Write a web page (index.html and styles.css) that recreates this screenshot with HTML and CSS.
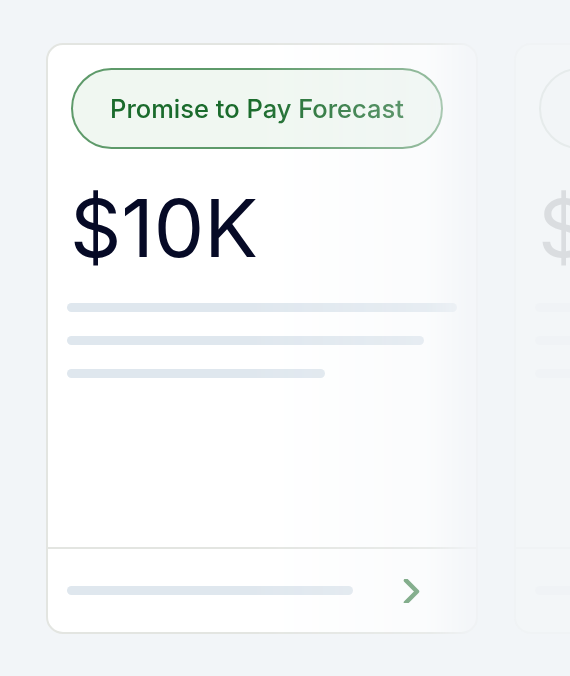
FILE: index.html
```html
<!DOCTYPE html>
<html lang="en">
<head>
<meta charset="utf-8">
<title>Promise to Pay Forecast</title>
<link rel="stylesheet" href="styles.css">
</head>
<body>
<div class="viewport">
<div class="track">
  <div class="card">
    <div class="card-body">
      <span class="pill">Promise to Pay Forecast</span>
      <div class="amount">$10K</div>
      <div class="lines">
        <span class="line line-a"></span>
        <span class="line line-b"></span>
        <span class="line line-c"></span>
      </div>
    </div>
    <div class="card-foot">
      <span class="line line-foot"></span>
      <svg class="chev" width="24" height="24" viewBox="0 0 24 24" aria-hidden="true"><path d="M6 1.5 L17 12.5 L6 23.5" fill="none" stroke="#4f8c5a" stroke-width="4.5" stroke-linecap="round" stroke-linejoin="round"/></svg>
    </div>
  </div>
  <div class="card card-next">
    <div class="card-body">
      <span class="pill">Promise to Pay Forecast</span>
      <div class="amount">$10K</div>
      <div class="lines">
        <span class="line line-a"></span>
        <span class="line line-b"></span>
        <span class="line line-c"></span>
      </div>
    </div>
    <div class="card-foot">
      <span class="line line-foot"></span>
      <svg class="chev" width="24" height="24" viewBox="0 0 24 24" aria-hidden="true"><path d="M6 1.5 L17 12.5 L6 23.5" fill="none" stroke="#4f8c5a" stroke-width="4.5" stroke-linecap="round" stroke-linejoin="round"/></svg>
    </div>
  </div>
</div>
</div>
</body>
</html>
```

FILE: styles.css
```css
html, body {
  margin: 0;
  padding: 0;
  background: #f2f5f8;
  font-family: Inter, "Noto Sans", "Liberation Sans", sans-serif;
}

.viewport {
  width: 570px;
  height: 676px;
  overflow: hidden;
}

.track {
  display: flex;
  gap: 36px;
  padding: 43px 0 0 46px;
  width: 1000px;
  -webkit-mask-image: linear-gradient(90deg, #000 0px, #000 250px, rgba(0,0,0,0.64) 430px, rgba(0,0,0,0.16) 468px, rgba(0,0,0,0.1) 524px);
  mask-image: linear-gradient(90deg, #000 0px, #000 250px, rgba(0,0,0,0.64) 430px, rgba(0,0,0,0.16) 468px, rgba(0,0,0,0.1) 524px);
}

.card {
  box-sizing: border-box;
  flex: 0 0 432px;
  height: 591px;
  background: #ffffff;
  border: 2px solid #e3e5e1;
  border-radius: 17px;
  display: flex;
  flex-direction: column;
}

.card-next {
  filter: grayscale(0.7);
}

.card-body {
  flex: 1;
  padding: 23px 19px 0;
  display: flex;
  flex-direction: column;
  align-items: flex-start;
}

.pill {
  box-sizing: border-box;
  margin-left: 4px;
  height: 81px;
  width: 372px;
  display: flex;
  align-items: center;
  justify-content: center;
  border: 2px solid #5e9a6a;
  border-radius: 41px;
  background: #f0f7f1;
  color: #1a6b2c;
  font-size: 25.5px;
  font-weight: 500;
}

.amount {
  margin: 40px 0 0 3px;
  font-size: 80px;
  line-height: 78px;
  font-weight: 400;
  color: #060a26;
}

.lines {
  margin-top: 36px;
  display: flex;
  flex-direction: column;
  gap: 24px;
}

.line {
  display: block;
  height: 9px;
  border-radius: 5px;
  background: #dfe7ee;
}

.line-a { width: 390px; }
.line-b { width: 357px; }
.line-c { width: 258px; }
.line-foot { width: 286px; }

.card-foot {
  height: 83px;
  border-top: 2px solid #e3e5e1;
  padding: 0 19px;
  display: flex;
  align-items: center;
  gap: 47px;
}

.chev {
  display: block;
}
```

● ● ● ● ● ● ●

REQUEST:
From start to finish, output the listing exactly, but omit its pictures.

WORKED SOLUTION:
Write a web page (index.html and styles.css) that recreates this screenshot with HTML and CSS.
FILE: index.html
```html
<!DOCTYPE html>
<html lang="en">
<head>
<meta charset="utf-8">
<title>Promise to Pay Forecast</title>
<link rel="stylesheet" href="styles.css">
</head>
<body>
<div class="viewport">
<div class="track">
  <div class="card">
    <div class="card-body">
      <span class="pill">Promise to Pay Forecast</span>
      <div class="amount">$10K</div>
      <div class="lines">
        <span class="line line-a"></span>
        <span class="line line-b"></span>
        <span class="line line-c"></span>
      </div>
    </div>
    <div class="card-foot">
      <span class="line line-foot"></span>
      <svg class="chev" width="24" height="24" viewBox="0 0 24 24" aria-hidden="true"><path d="M6 1.5 L17 12.5 L6 23.5" fill="none" stroke="#4f8c5a" stroke-width="4.5" stroke-linecap="round" stroke-linejoin="round"/></svg>
    </div>
  </div>
  <div class="card card-next">
    <div class="card-body">
      <span class="pill">Promise to Pay Forecast</span>
      <div class="amount">$10K</div>
      <div class="lines">
        <span class="line line-a"></span>
        <span class="line line-b"></span>
        <span class="line line-c"></span>
      </div>
    </div>
    <div class="card-foot">
      <span class="line line-foot"></span>
      <svg class="chev" width="24" height="24" viewBox="0 0 24 24" aria-hidden="true"><path d="M6 1.5 L17 12.5 L6 23.5" fill="none" stroke="#4f8c5a" stroke-width="4.5" stroke-linecap="round" stroke-linejoin="round"/></svg>
    </div>
  </div>
</div>
</div>
</body>
</html>
```

FILE: styles.css
```css
html, body {
  margin: 0;
  padding: 0;
  background: #f2f5f8;
  font-family: Inter, "Noto Sans", "Liberation Sans", sans-serif;
}

.viewport {
  width: 570px;
  height: 676px;
  overflow: hidden;
}

.track {
  display: flex;
  gap: 36px;
  padding: 43px 0 0 46px;
  width: 1000px;
  -webkit-mask-image: linear-gradient(90deg, #000 0px, #000 250px, rgba(0,0,0,0.64) 430px, rgba(0,0,0,0.16) 468px, rgba(0,0,0,0.1) 524px);
  mask-image: linear-gradient(90deg, #000 0px, #000 250px, rgba(0,0,0,0.64) 430px, rgba(0,0,0,0.16) 468px, rgba(0,0,0,0.1) 524px);
}

.card {
  box-sizing: border-box;
  flex: 0 0 432px;
  height: 591px;
  background: #ffffff;
  border: 2px solid #e3e5e1;
  border-radius: 17px;
  display: flex;
  flex-direction: column;
}

.card-next {
  filter: grayscale(0.7);
}

.card-body {
  flex: 1;
  padding: 23px 19px 0;
  display: flex;
  flex-direction: column;
  align-items: flex-start;
}

.pill {
  box-sizing: border-box;
  margin-left: 4px;
  height: 81px;
  width: 372px;
  display: flex;
  align-items: center;
  justify-content: center;
  border: 2px solid #5e9a6a;
  border-radius: 41px;
  background: #f0f7f1;
  color: #1a6b2c;
  font-size: 25.5px;
  font-weight: 500;
}

.amount {
  margin: 40px 0 0 3px;
  font-size: 80px;
  line-height: 78px;
  font-weight: 400;
  color: #060a26;
}

.lines {
  margin-top: 36px;
  display: flex;
  flex-direction: column;
  gap: 24px;
}

.line {
  display: block;
  height: 9px;
  border-radius: 5px;
  background: #dfe7ee;
}

.line-a { width: 390px; }
.line-b { width: 357px; }
.line-c { width: 258px; }
.line-foot { width: 286px; }

.card-foot {
  height: 83px;
  border-top: 2px solid #e3e5e1;
  padding: 0 19px;
  display: flex;
  align-items: center;
  gap: 47px;
}

.chev {
  display: block;
}
```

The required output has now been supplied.